MG: The initial pool of clips was nearly unmanageable! We usually begin every practice with ~40 minutes of random improvising, and most of those are recorded. Also, we accumulate many individual and group demos of a riff or whole song before we record the “real” version—and these are often deliberately more experimental or wacky. There are also clips of us messing around with audio software (making loops, chopping and screwing existing songs), and then snippets of found sound and casual dialogue. In addition to all that, there were full songs and truly miscellaneous bleeps and bloops that got cut from the original “Steffen” version.
It was simple enough to listen through all the jams and cull the most exciting or interactive moments, but I based most of the other selections on whether they had any emotional resonance with us. I was doing most of the editing myself, so one of my goals was to pick bits that we would all fondly recall together—like an audio scrapbook or ‘greatest hits’ of sonic memories. In fact, once I started to choose specific chunks, my imagined audience shifted from Steffen to my fellow bandmates. For example, the end of Side B is the first time we played at our house in western mass—our neighbor came over and knocked on the door.
I also selected clips based on whether they were related (however tenuously) to our album tracks. In considering various demos, I started to realize that many of the supposedly rougher versions were more exciting than their “finished” counterpart.
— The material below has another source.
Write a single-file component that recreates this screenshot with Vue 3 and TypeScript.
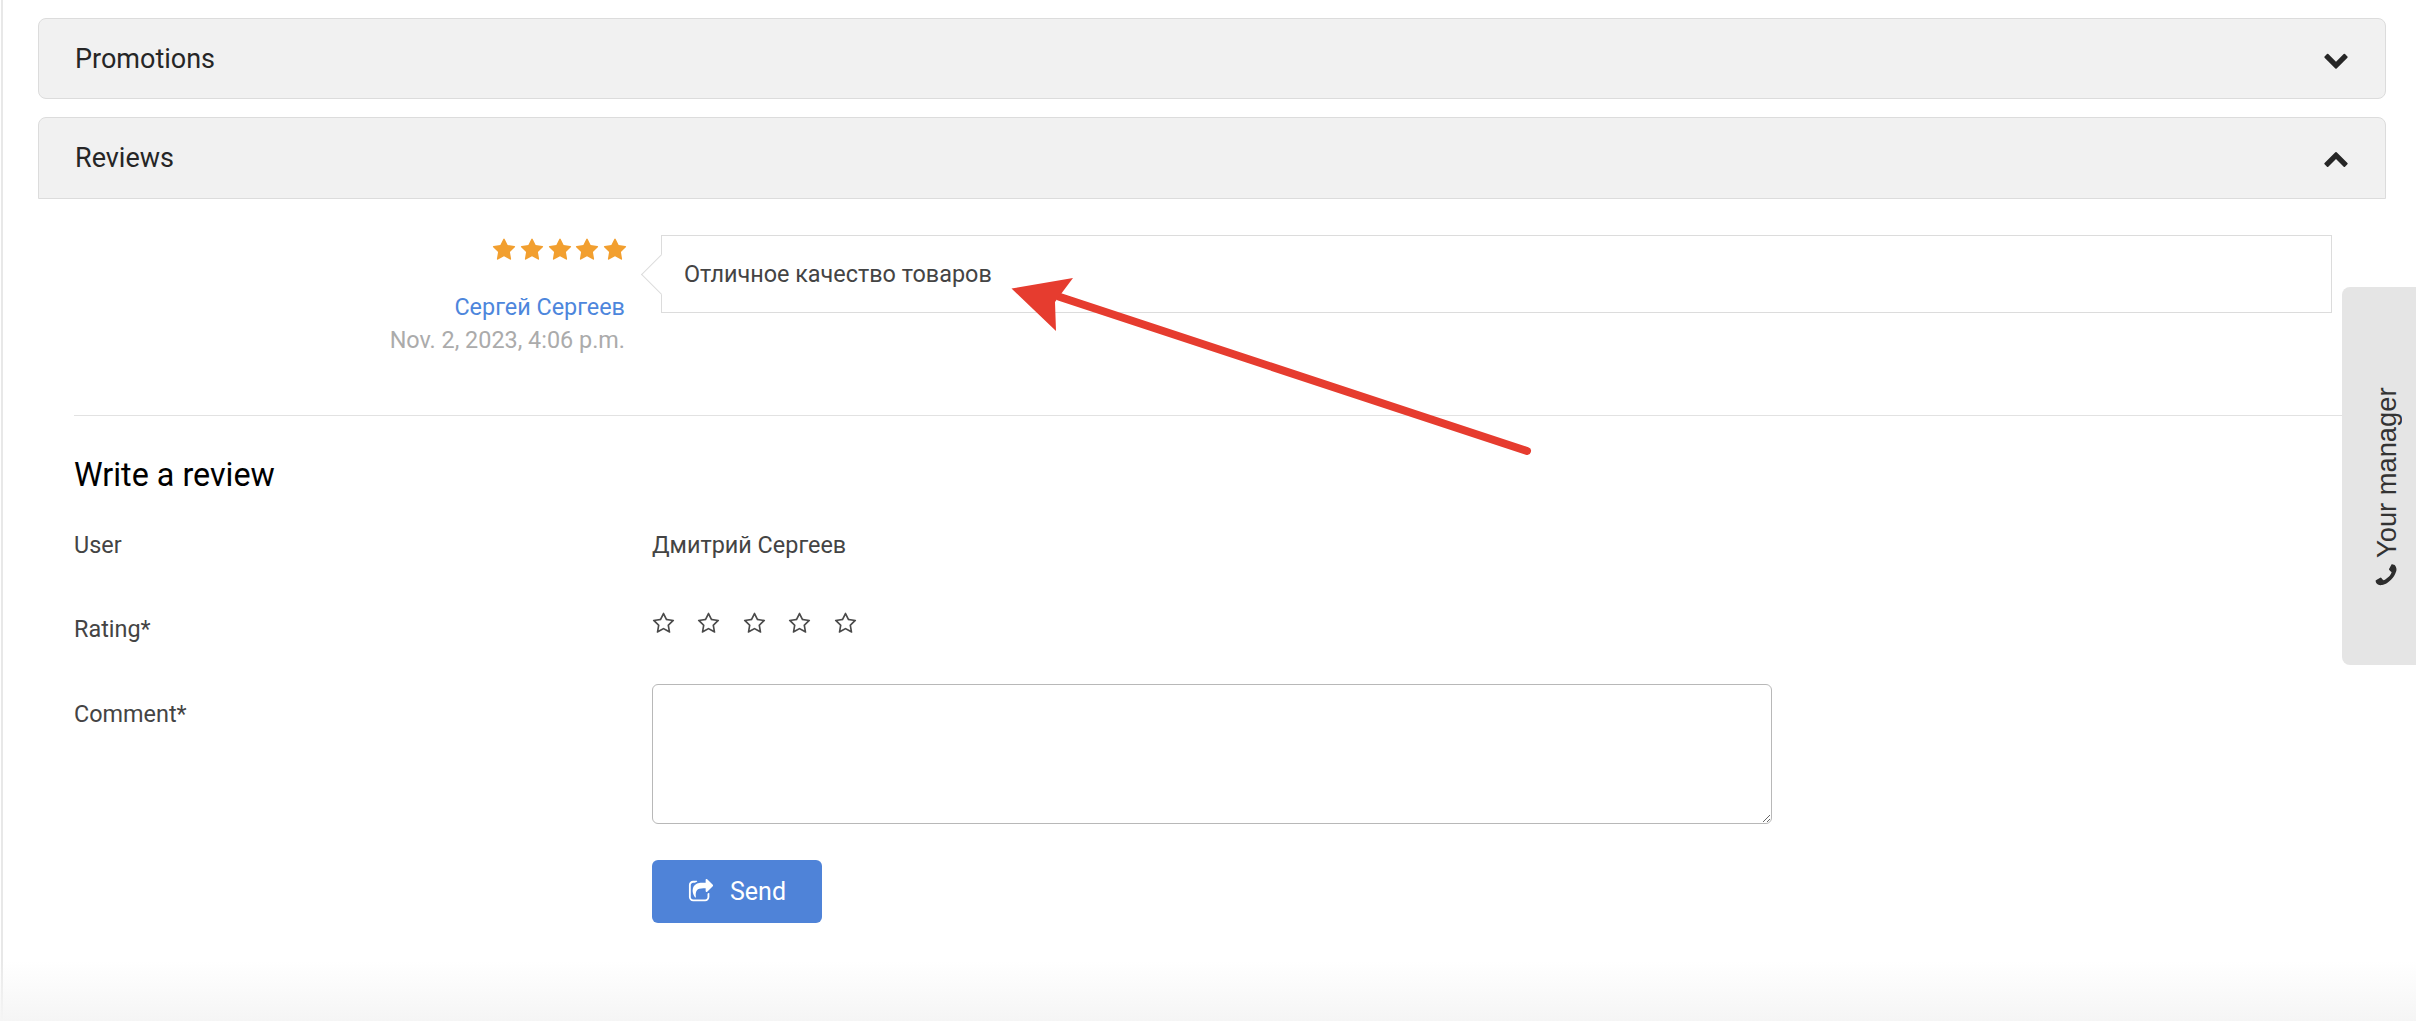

For example, there’s a passage early in side A which is a “suite” of different interpretations of what eventually became “Or Something” (one is super slow textural, one has a busier drum part, and one features dense layers of acoustic guitars). When we were making O, it seemed necessary to centralize these divergent ideas into one thing, but now the contrast seems more complimentary—playing around an idea rather than stating it plainly and firmly. To that end, I also aimed to present a less refined version of our band. We’ve lived and regularly made music (good and bad) together for nearly 5 years, but most of that material doesn’t end up anywhere. For us, making an album has always felt like composing the magnum opus; it should be inspiring but it’s actually stifling and cumbersome because we end up censoring so much incidental experimentation. This process was meant to upcycle all of that content and effort, and to better represent our daily weirdness.
TV: Was the mixing process on this release a group effort/did you all work on it together?
MG: Once we hatched the concept for Steffen, it was basically implied that I would tackle this mission solo. I guess I’m the de facto band archivist because I already remembered so many of these chance recordings vividly, and I don’t think anyone else was as excited to listen to hours of our aimless jams. Also the timing of the unofficial Steffen tape and the eventual “For Steffen Only” tape coincided with being on tour for nearly all of March and May. So it was the perfect task to perform with headphones in the backseat of the van. When I had solid drafts of each side, we listened together and made notes a couple of times, but it was mostly my personal campaign.
In terms of mixing, the biggest challenge was trying to smooth the imbalances in fidelity. The recordings come from so many different spaces — our basement, my parent’s basement (our old practice space haha), our studio setup for O, bedroom demos, live sets, skipping CDs etc. To some extent I was hoping for the effect of channel switching, but even with compression and EQ it was always going to sound pretty unpolished. As always, I am extremely grateful that Skyler can expertly transform any audio clutter into actual music.